2026年3月23日 星期一

The Leaky Bucket: The "Payload Ratio" of Bureaucratic Compassion

 

The Leaky Bucket: The "Payload Ratio" of Bureaucratic Compassion

If you think a Space Shuttle is inefficient at 1.2%, wait until you see the "Administrative Vehicle" of a modern social welfare program. In the world of government social spending, we aren't fighting gravity; we are fighting the Friction of Paperwork.

To analyze the "Payload Ratio" of a typical government program, we have to look at the Administrative Cost Ratio (ACR)—the energy spent moving the machine versus the money that actually lands in a citizen's pocket.

1. The "Gross Vehicle Weight" of a Program

When a government allocates $100 million for a new social initiative (let's say, a job retraining program), that is the Total Vehicle Weight (TVW). But before a single person gets trained, the "Vehicle" must be fueled:

  • The Chassis: Office buildings, utilities, and IT infrastructure.

  • The Engine: Salaries for middle managers, "case workers," and compliance officers.

  • The Fuel: Marketing, "public awareness" campaigns, and the 45-minute visa-style vetting processes.

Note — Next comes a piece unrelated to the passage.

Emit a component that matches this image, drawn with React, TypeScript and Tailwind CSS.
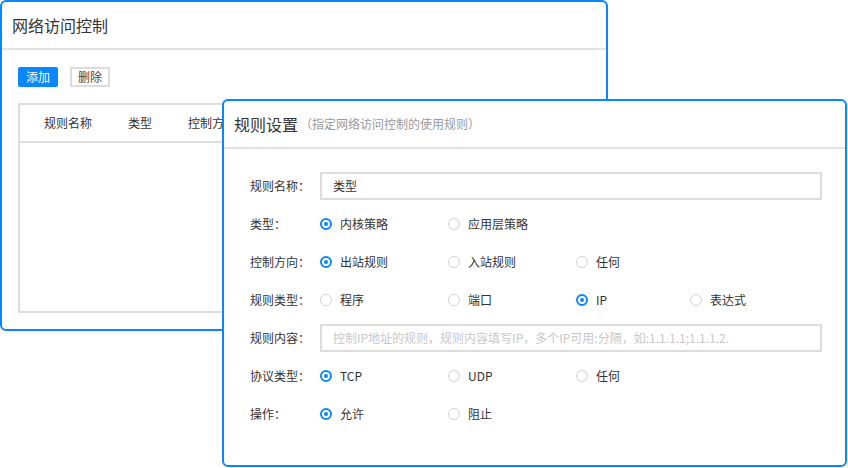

2. The Payload: What Actually Arrives?

In many complex, means-tested social programs (where you have to prove you’re poor enough to qualify), the "Payload Ratio" is shockingly low.

  • Direct Cash Transfers (High Efficiency): Programs like Social Security or Universal Basic Income (UBI) can hit a 90-95% Payload Ratio because the "vehicle" is just a computer script and a bank transfer.

  • Complex Social Services (The "Space Shuttle" Tier): For programs involving counseling, housing assistance, or "workfare," studies often show that only 30% to 50% of the budget reaches the recipient in the form of actual benefits. The rest is consumed by the "Administrative Vehicle." In some extreme cases of "Deep Bureaucracy," the ratio can drop below 10%, meaning it costs the government $9 in administration to give away $1.

3. Why the "Vehicle" Keeps Getting Heavier

Human nature and bureaucratic survival dictate that the "Vehicle" must never get lighter.

  • The "No Skin in the Game" Loop: If a program is inefficient, the bureaucrat doesn't get fired; they ask for morebudget to "fix the administrative bottlenecks."

  • The Vetting Trap: To prevent "fraud" (the political nightmare), we build massive vetting apparatuses. We spend $2million in salaries to ensure that $1 million doesn't go to the "wrong" people. It is the mathematical definition of Cynical Impotence.